Written request: Pictures excluded, reproduce exactly the lines below from the one with "Write a component" through the one with "const remove = (id: number)", both included.

Dataset content:

::::::

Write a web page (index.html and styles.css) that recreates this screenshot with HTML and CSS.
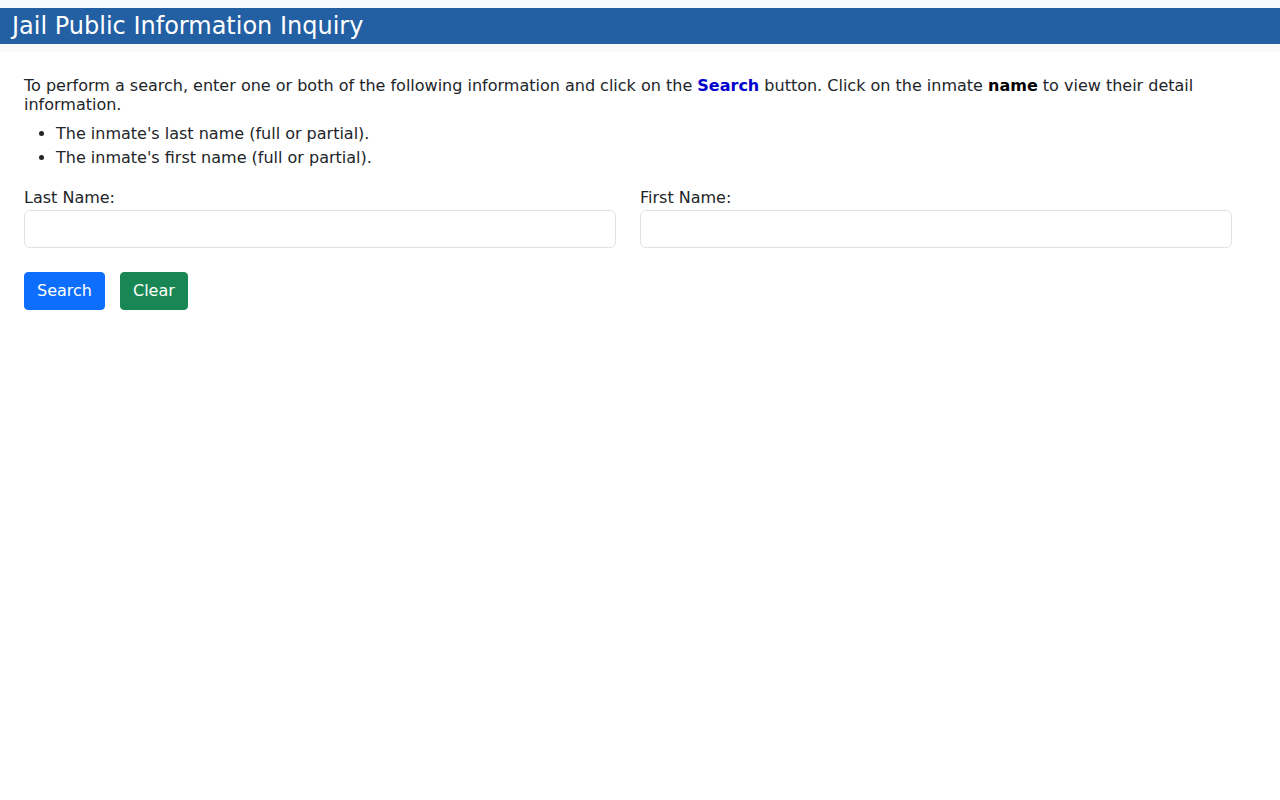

::::::

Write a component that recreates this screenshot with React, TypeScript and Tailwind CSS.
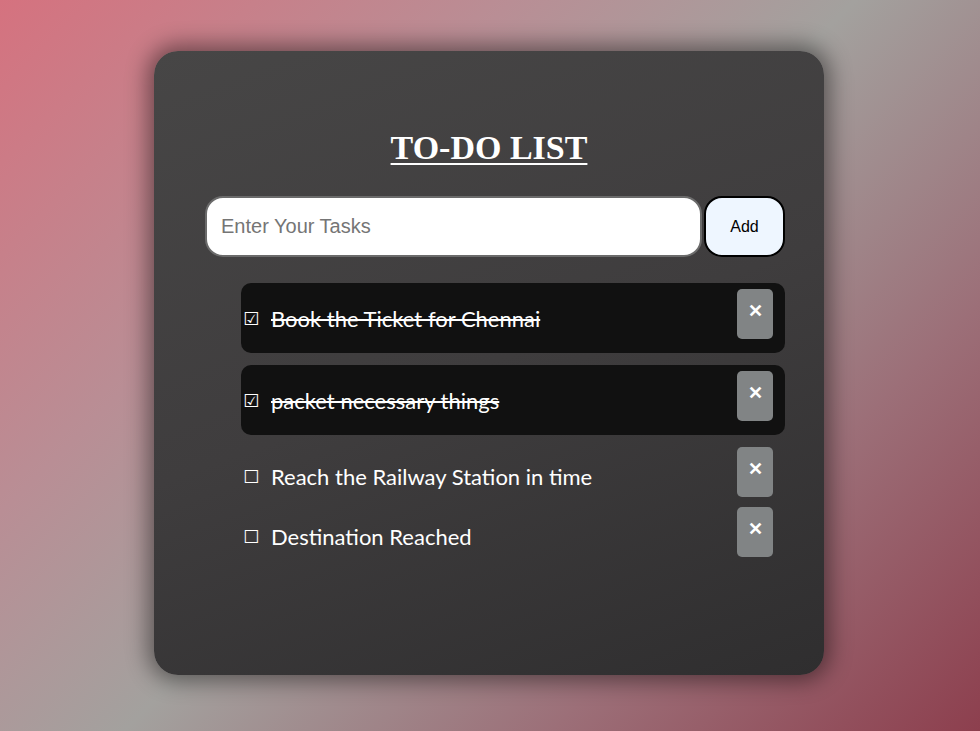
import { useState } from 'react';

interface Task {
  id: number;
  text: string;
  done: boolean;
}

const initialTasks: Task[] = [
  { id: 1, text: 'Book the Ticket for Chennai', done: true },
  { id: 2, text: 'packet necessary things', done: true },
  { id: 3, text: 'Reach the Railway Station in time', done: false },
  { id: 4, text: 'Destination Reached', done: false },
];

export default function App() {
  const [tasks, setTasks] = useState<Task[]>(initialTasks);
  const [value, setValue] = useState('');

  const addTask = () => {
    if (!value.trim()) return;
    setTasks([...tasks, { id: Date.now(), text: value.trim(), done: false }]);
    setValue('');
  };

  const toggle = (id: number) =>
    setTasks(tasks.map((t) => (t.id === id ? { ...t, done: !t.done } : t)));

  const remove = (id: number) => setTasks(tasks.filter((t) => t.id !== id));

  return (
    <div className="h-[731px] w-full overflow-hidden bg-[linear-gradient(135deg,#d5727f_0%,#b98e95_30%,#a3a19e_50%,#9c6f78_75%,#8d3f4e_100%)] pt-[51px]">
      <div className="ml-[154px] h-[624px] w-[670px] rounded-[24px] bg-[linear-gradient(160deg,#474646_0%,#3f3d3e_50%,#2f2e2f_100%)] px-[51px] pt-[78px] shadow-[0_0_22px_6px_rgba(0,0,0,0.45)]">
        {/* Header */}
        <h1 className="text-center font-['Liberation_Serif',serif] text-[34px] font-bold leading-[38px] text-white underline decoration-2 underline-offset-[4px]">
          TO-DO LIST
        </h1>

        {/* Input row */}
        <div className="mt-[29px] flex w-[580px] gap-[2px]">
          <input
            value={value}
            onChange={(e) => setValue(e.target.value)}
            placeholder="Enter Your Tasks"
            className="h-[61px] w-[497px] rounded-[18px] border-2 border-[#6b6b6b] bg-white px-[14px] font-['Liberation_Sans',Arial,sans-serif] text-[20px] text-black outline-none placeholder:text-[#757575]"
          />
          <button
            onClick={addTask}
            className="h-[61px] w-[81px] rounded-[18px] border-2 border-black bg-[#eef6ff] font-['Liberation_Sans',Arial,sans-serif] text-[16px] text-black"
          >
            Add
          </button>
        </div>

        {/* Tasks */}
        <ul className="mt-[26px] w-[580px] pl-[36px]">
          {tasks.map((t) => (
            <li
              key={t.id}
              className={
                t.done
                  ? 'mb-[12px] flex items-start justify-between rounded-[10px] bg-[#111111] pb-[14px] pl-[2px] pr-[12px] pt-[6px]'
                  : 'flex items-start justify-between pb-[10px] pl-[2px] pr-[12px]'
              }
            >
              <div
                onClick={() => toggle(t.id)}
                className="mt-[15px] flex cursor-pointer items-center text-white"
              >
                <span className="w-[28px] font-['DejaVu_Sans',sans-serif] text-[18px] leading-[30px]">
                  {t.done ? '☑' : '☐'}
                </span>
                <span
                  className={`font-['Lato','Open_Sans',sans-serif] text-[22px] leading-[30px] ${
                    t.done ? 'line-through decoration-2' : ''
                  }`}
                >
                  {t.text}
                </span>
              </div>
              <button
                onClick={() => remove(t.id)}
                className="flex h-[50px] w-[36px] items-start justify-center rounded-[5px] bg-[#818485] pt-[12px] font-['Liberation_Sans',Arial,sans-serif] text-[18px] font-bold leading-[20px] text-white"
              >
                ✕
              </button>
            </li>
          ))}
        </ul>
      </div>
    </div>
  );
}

::::::

Result:
Write a component that recreates this screenshot with React, TypeScript and Tailwind CSS.
import { useState } from 'react';

interface Task {
  id: number;
  text: string;
  done: boolean;
}

const initialTasks: Task[] = [
  { id: 1, text: 'Book the Ticket for Chennai', done: true },
  { id: 2, text: 'packet necessary things', done: true },
  { id: 3, text: 'Reach the Railway Station in time', done: false },
  { id: 4, text: 'Destination Reached', done: false },
];

export default function App() {
  const [tasks, setTasks] = useState<Task[]>(initialTasks);
  const [value, setValue] = useState('');

  const addTask = () => {
    if (!value.trim()) return;
    setTasks([...tasks, { id: Date.now(), text: value.trim(), done: false }]);
    setValue('');
  };

  const toggle = (id: number) =>
    setTasks(tasks.map((t) => (t.id === id ? { ...t, done: !t.done } : t)));

  const remove = (id: number) => setTasks(tasks.filter((t) => t.id !== id));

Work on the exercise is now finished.